- [Entries shown]
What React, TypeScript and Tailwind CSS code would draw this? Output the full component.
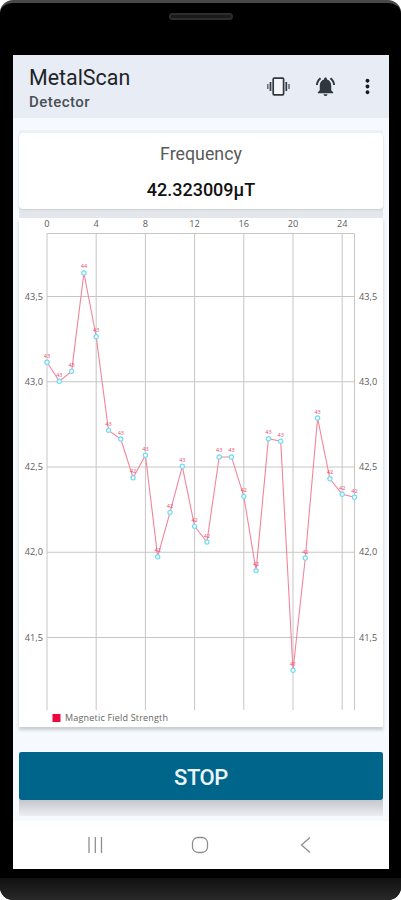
import { MdMoreVert, MdNotificationsActive } from "react-icons/md"

const readings = [
    43.114, 43.003, 43.061, 43.638, 43.264, 42.715, 42.664, 42.437, 42.569, 41.974, 42.234, 42.504, 42.152,
    42.06, 42.559, 42.559, 42.328, 41.892, 42.666, 42.651, 41.308, 41.966, 42.787, 42.431, 42.34, 42.323,
]
const xTicks = [0, 4, 8, 12, 16, 20, 24]
const yTicks = [43.5, 43, 42.5, 42, 41.5]

const LEFT = 28
const RIGHT = 335.5
const TOP = 15.5
const BOTTOM = 492

const px = (i: number) => LEFT + i * 12.3
const py = (v: number) => 78.5 + (43.5 - v) * 170.5
const tick = (v: number) => v.toFixed(1).replace(".", ",")

function Chart() {
    return (
        <svg width="364" height="509" viewBox="0 0 364 509" className="block font-['Open_Sans',sans-serif]">
            <g stroke="#c6c6c6" strokeWidth="1">
                <line x1={LEFT} x2={RIGHT} y1={TOP} y2={TOP} />
                {yTicks.map((v) => <line key={v} x1={LEFT} x2={RIGHT} y1={py(v)} y2={py(v)} />)}
                {xTicks.map((i) => <line key={i} x1={px(i)} x2={px(i)} y1={TOP} y2={BOTTOM} />)}
                <line x1={RIGHT} x2={RIGHT} y1={TOP} y2={BOTTOM} />
            </g>
            <g fontSize="9.2" fill="#5c5c5c">
                {xTicks.map((i) => <text key={i} x={px(i)} y="9" textAnchor="middle">{i}</text>)}
                {yTicks.map((v) => (
                    <g key={v}>
                        <text x="24" y={py(v) + 3} textAnchor="end">{tick(v)}</text>
                        <text x="340" y={py(v) + 3}>{tick(v)}</text>
                    </g>
                ))}
            </g>
            <polyline points={readings.map((v, i) => `${px(i)},${py(v)}`).join(" ")} fill="none" stroke="#f2859b" strokeWidth="1.1" />
            {readings.map((v, i) => (
                <g key={i}>
                    <text x={px(i)} y={py(v) - 4.5} textAnchor="middle" fontSize="5.5" fill="#ea4a6e">{Math.round(v)}</text>
                    <circle cx={px(i)} cy={py(v)} r="2.1" fill="#ffffff" stroke="#6fdcf5" strokeWidth="1.2" />
                </g>
            ))}
            <rect x="33.5" y="496" width="8" height="8" fill="#ee063f" />
            <text x="46" y="503" fontSize="9" fill="#666666" textLength="103">Magnetic Field Strength</text>
        </svg>
    )
}

function VibrationIcon() {
    return (
        <svg width="24" height="24" viewBox="0 0 24 24" fill="none" stroke="#30373d">
            <rect x="7.2" y="3.2" width="10.4" height="16.6" rx="1" fill="#f4f6fa" strokeWidth="1.7" />
            <path d="M4.5 7v9M20.3 7v9" strokeWidth="1.7" />
            <path d="M1.8 9v5M23 9v5" strokeWidth="1.6" stroke="#6a7077" />
        </svg>
    )
}

export default function App() {
    return (
        <div className="h-[900px] w-[401px] bg-white font-[Roboto,sans-serif]">
            <div className="flex h-full flex-col overflow-hidden rounded-[13px] border-t-[3px] border-[#484848] bg-black">
                <div className="flex h-[52px] shrink-0 justify-center pt-[10px]">
                    <div className="h-[7px] w-[64px] rounded-full border-2 border-[#2c2c2c] bg-[#1a1a1a]"></div>
                </div>
                <div className="ml-[13px] flex h-[814px] w-[376px] shrink-0 flex-col bg-[#f6f9fe]">
                    <header className="flex h-[63px] shrink-0 items-center bg-[#e8edf5] pl-4 text-[#30373d]">
                        <div className="w-[237px] pt-[3px]">
                            <h1 className="text-[21.4px] leading-[27px] text-[#202428]">MetalScan</h1>
                            <p className="text-[15px] leading-[22px] font-medium tracking-[0.45px] text-[#4a5056]">Detector</p>
                        </div>
                        <VibrationIcon />
                        <MdNotificationsActive className="ml-[24px] h-[23px] w-[23px]" />
                        <MdMoreVert className="ml-[19px] h-[23px] w-[23px] text-[#15191c]" />
                    </header>

                    <div className="mx-[6px] mt-3 flex h-[88px] shrink-0 flex-col bg-linear-to-b from-[#eef1f5] to-[#e3e6eb] pt-[3px]">
                        <div className="h-[76px] rounded-[4px] bg-white text-center shadow-[0_1px_2px_#c9cdd2]">
                            <p className="pt-[9px] text-[17.8px] leading-[24px] text-[#5a5a5a]">Frequency</p>
                            <p className="mt-[12px] text-[18px] leading-[24px] font-medium text-[#111111]">42.323009µT</p>
                        </div>
                    </div>

                    <div className="mx-[6px] h-[509px] shrink-0 bg-white shadow-[0_3px_3px_#c8cdd1]">
                        <Chart />
                    </div>

                    <div className="mx-[6px] mt-[25px] h-[64px] shrink-0 bg-linear-to-b from-[#c5c7cd] from-75% to-[#eceef4]">
                        <button className="h-[48px] w-full rounded-[3px] bg-[#00658b] pt-[3px] text-[22px] font-medium tracking-[-0.4px] text-[#edf5fb]">STOP</button>
                    </div>

                    <nav className="mt-[5px] flex grow items-center bg-white pl-[74px]">
                        <svg width="240" height="24" viewBox="0 0 240 24" fill="none" stroke="#8f8f8f" strokeWidth="1.3">
                            <path d="M2 4v16M8.3 4v16M14.5 4v16" />
                            <rect x="105.5" y="4.5" width="15" height="15" rx="5.5" />
                            <path d="M223 4.5l-8.5 7.5 8.5 7.5" />
                        </svg>
                    </nav>
                </div>
                <div className="mt-[9px] grow bg-linear-to-b from-[#111111] to-[#292929]"></div>
            </div>
        </div>
    )
}
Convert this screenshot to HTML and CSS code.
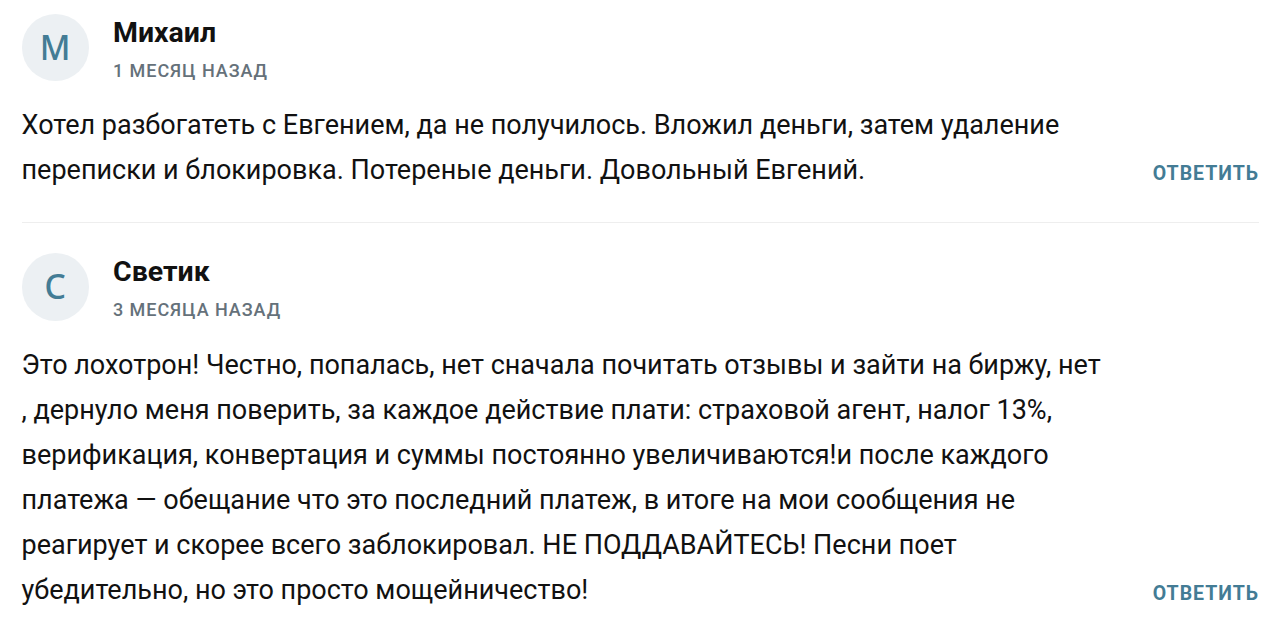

- [Exercise description] Your copy of the data above should match it exactly, except that pictures are left out.

- [Solution for this problem]
What React, TypeScript and Tailwind CSS code would draw this? Output the full component.
import { MdMoreVert, MdNotificationsActive } from "react-icons/md"

const readings = [
    43.114, 43.003, 43.061, 43.638, 43.264, 42.715, 42.664, 42.437, 42.569, 41.974, 42.234, 42.504, 42.152,
    42.06, 42.559, 42.559, 42.328, 41.892, 42.666, 42.651, 41.308, 41.966, 42.787, 42.431, 42.34, 42.323,
]
const xTicks = [0, 4, 8, 12, 16, 20, 24]
const yTicks = [43.5, 43, 42.5, 42, 41.5]

const LEFT = 28
const RIGHT = 335.5
const TOP = 15.5
const BOTTOM = 492

const px = (i: number) => LEFT + i * 12.3
const py = (v: number) => 78.5 + (43.5 - v) * 170.5
const tick = (v: number) => v.toFixed(1).replace(".", ",")

function Chart() {
    return (
        <svg width="364" height="509" viewBox="0 0 364 509" className="block font-['Open_Sans',sans-serif]">
            <g stroke="#c6c6c6" strokeWidth="1">
                <line x1={LEFT} x2={RIGHT} y1={TOP} y2={TOP} />
                {yTicks.map((v) => <line key={v} x1={LEFT} x2={RIGHT} y1={py(v)} y2={py(v)} />)}
                {xTicks.map((i) => <line key={i} x1={px(i)} x2={px(i)} y1={TOP} y2={BOTTOM} />)}
                <line x1={RIGHT} x2={RIGHT} y1={TOP} y2={BOTTOM} />
            </g>
            <g fontSize="9.2" fill="#5c5c5c">
                {xTicks.map((i) => <text key={i} x={px(i)} y="9" textAnchor="middle">{i}</text>)}
                {yTicks.map((v) => (
                    <g key={v}>
                        <text x="24" y={py(v) + 3} textAnchor="end">{tick(v)}</text>
                        <text x="340" y={py(v) + 3}>{tick(v)}</text>
                    </g>
                ))}
            </g>
            <polyline points={readings.map((v, i) => `${px(i)},${py(v)}`).join(" ")} fill="none" stroke="#f2859b" strokeWidth="1.1" />
            {readings.map((v, i) => (
                <g key={i}>
                    <text x={px(i)} y={py(v) - 4.5} textAnchor="middle" fontSize="5.5" fill="#ea4a6e">{Math.round(v)}</text>
                    <circle cx={px(i)} cy={py(v)} r="2.1" fill="#ffffff" stroke="#6fdcf5" strokeWidth="1.2" />
                </g>
            ))}
            <rect x="33.5" y="496" width="8" height="8" fill="#ee063f" />
            <text x="46" y="503" fontSize="9" fill="#666666" textLength="103">Magnetic Field Strength</text>
        </svg>
    )
}

function VibrationIcon() {
    return (
        <svg width="24" height="24" viewBox="0 0 24 24" fill="none" stroke="#30373d">
            <rect x="7.2" y="3.2" width="10.4" height="16.6" rx="1" fill="#f4f6fa" strokeWidth="1.7" />
            <path d="M4.5 7v9M20.3 7v9" strokeWidth="1.7" />
            <path d="M1.8 9v5M23 9v5" strokeWidth="1.6" stroke="#6a7077" />
        </svg>
    )
}

export default function App() {
    return (
        <div className="h-[900px] w-[401px] bg-white font-[Roboto,sans-serif]">
            <div className="flex h-full flex-col overflow-hidden rounded-[13px] border-t-[3px] border-[#484848] bg-black">
                <div className="flex h-[52px] shrink-0 justify-center pt-[10px]">
                    <div className="h-[7px] w-[64px] rounded-full border-2 border-[#2c2c2c] bg-[#1a1a1a]"></div>
                </div>
                <div className="ml-[13px] flex h-[814px] w-[376px] shrink-0 flex-col bg-[#f6f9fe]">
                    <header className="flex h-[63px] shrink-0 items-center bg-[#e8edf5] pl-4 text-[#30373d]">
                        <div className="w-[237px] pt-[3px]">
                            <h1 className="text-[21.4px] leading-[27px] text-[#202428]">MetalScan</h1>
                            <p className="text-[15px] leading-[22px] font-medium tracking-[0.45px] text-[#4a5056]">Detector</p>
                        </div>
                        <VibrationIcon />
                        <MdNotificationsActive className="ml-[24px] h-[23px] w-[23px]" />
                        <MdMoreVert className="ml-[19px] h-[23px] w-[23px] text-[#15191c]" />
                    </header>

                    <div className="mx-[6px] mt-3 flex h-[88px] shrink-0 flex-col bg-linear-to-b from-[#eef1f5] to-[#e3e6eb] pt-[3px]">
                        <div className="h-[76px] rounded-[4px] bg-white text-center shadow-[0_1px_2px_#c9cdd2]">
                            <p className="pt-[9px] text-[17.8px] leading-[24px] text-[#5a5a5a]">Frequency</p>
                            <p className="mt-[12px] text-[18px] leading-[24px] font-medium text-[#111111]">42.323009µT</p>
                        </div>
                    </div>

                    <div className="mx-[6px] h-[509px] shrink-0 bg-white shadow-[0_3px_3px_#c8cdd1]">
                        <Chart />
                    </div>

                    <div className="mx-[6px] mt-[25px] h-[64px] shrink-0 bg-linear-to-b from-[#c5c7cd] from-75% to-[#eceef4]">
                        <button className="h-[48px] w-full rounded-[3px] bg-[#00658b] pt-[3px] text-[22px] font-medium tracking-[-0.4px] text-[#edf5fb]">STOP</button>
                    </div>

                    <nav className="mt-[5px] flex grow items-center bg-white pl-[74px]">
                        <svg width="240" height="24" viewBox="0 0 240 24" fill="none" stroke="#8f8f8f" strokeWidth="1.3">
                            <path d="M2 4v16M8.3 4v16M14.5 4v16" />
                            <rect x="105.5" y="4.5" width="15" height="15" rx="5.5" />
                            <path d="M223 4.5l-8.5 7.5 8.5 7.5" />
                        </svg>
                    </nav>
                </div>
                <div className="mt-[9px] grow bg-linear-to-b from-[#111111] to-[#292929]"></div>
            </div>
        </div>
    )
}
Convert this screenshot to HTML and CSS code.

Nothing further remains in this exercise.